Condamné depuis ses débuts en fanfare (I should coco) à n’être qu’une brigade légère aux charges décapantes mais aux ambitions limitées, Supergrass souffre d’un étonnant handicap : avoir su grandir en souplesse, sans tuteur et sans malformation, et ressembler toujours de l’extérieur à une triplette d’ados morveux, à un South Park en chair et en os. Incapable de profondeur, Supergrass ? Incapable de s’affranchir d’un hymne colle-bonbons (« Nous sommes jeunes, nous sommes libres ») ? Ecoutons en détail Supergrass et on y découvrira justement tous ces détails qui échappent aux gens pressés mais récompensent les obstinés. Ce n’est pas pour rien si l’un des morceaux, Eon, est l’anagramme facilement décryptable d’Eno, cerveau modèle de ces grandes cascades sonores dont la source remonte aux , Here come the warm jets et autres Taking tiger mountain by strategy des seventies. En combinant la baraka mélodique de I should coco et les barbouillages psychédéliques d’In it for the money, en appliquant au mélange ainsi obtenu ce fameux traité d’Enologie, la formule Supergrass n’a jamais été si inflammable, si funky (Movin’) et si redoutablement effervescente. « C’est la première fois que nous avons réellement réfléchi à notre musique, se contente de noter Gaz Coombes. Nous voulions prendre plus de risques avec la production, suivre cette piste explorée sur le premier album avec un titre comme Sofa (of my lethargy) et aller encore plus loin dans cette direction. Brian Eno, dans ce sens-là, est toujours un bon exemple à suivre. »

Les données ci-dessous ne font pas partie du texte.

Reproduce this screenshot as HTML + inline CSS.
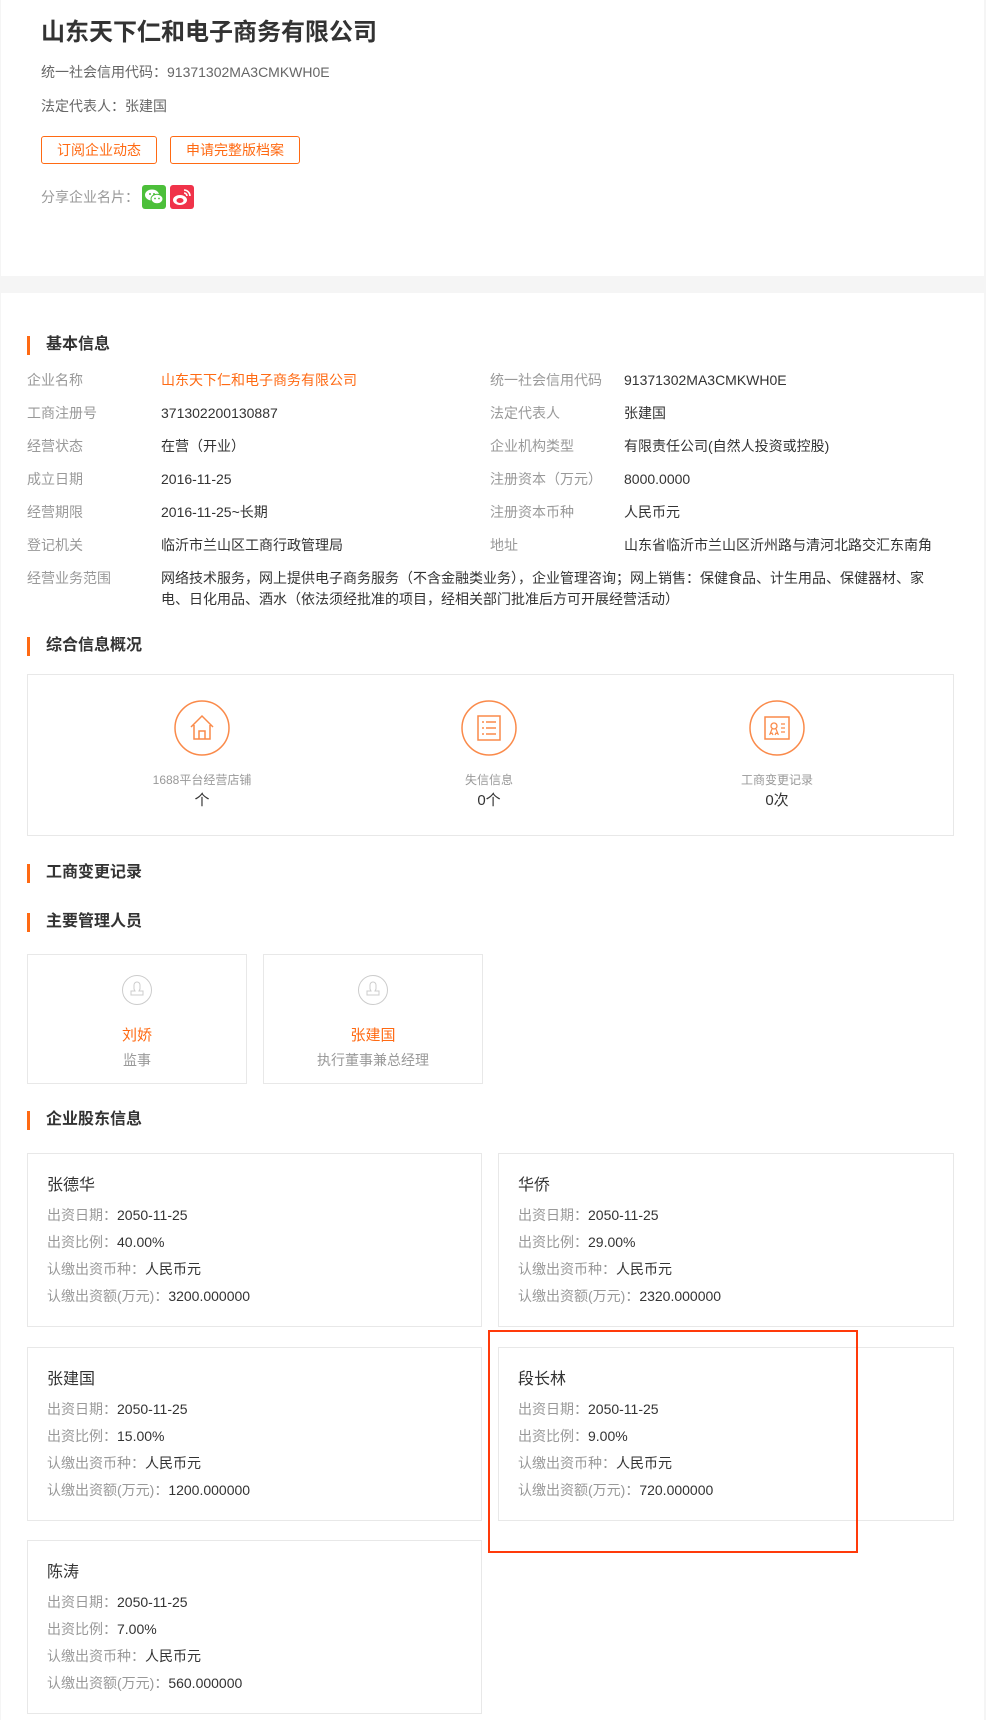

Moins spectaculaire dans la vie que sur une estrade de concert, moins turbulent en privé qu’en public ou en studio, le trio vit désormais éparpillé entre Oxford (cité de ses origines où seul le bassiste Mick réside encore), Londres pour Danny et Brighton pour Gaz : « Nous nous serions sans doute séparés si nous étions restés ensemble tout le temps. A l’époque du second album, on venait de traverser une période de crise grave après de longs mois passés à tourner sans arrêt. Pour cet album, au contraire, tout s’est déroulé dans une atmosphère sereine et détendue. Nous avons commencé le jour où l’Angleterre battait la Tunisie lors de la Coupe du monde. Ça démarrait donc sur de bonnes vibrations. » A travers le discours convenu de son leader, on comprend pourquoi les amateurs de sensationnel se sont brisé les crocs sur Supergrass : comme le montre la pochette rayon X de son nouvel album, ce groupe n’a rien à cacher. Pas la moindre petite tumeur qui viendrait assombrir son humeur perpétuellement au beau fixe, pas un seul petit os de travers à donner à ronger aux curieux. Même sa jeunesse, là où il est souvent si commode d’aller puiser quelques ferments douloureux des futures stars revanchardes de la pop, Supergrass l’a passée sous nos yeux.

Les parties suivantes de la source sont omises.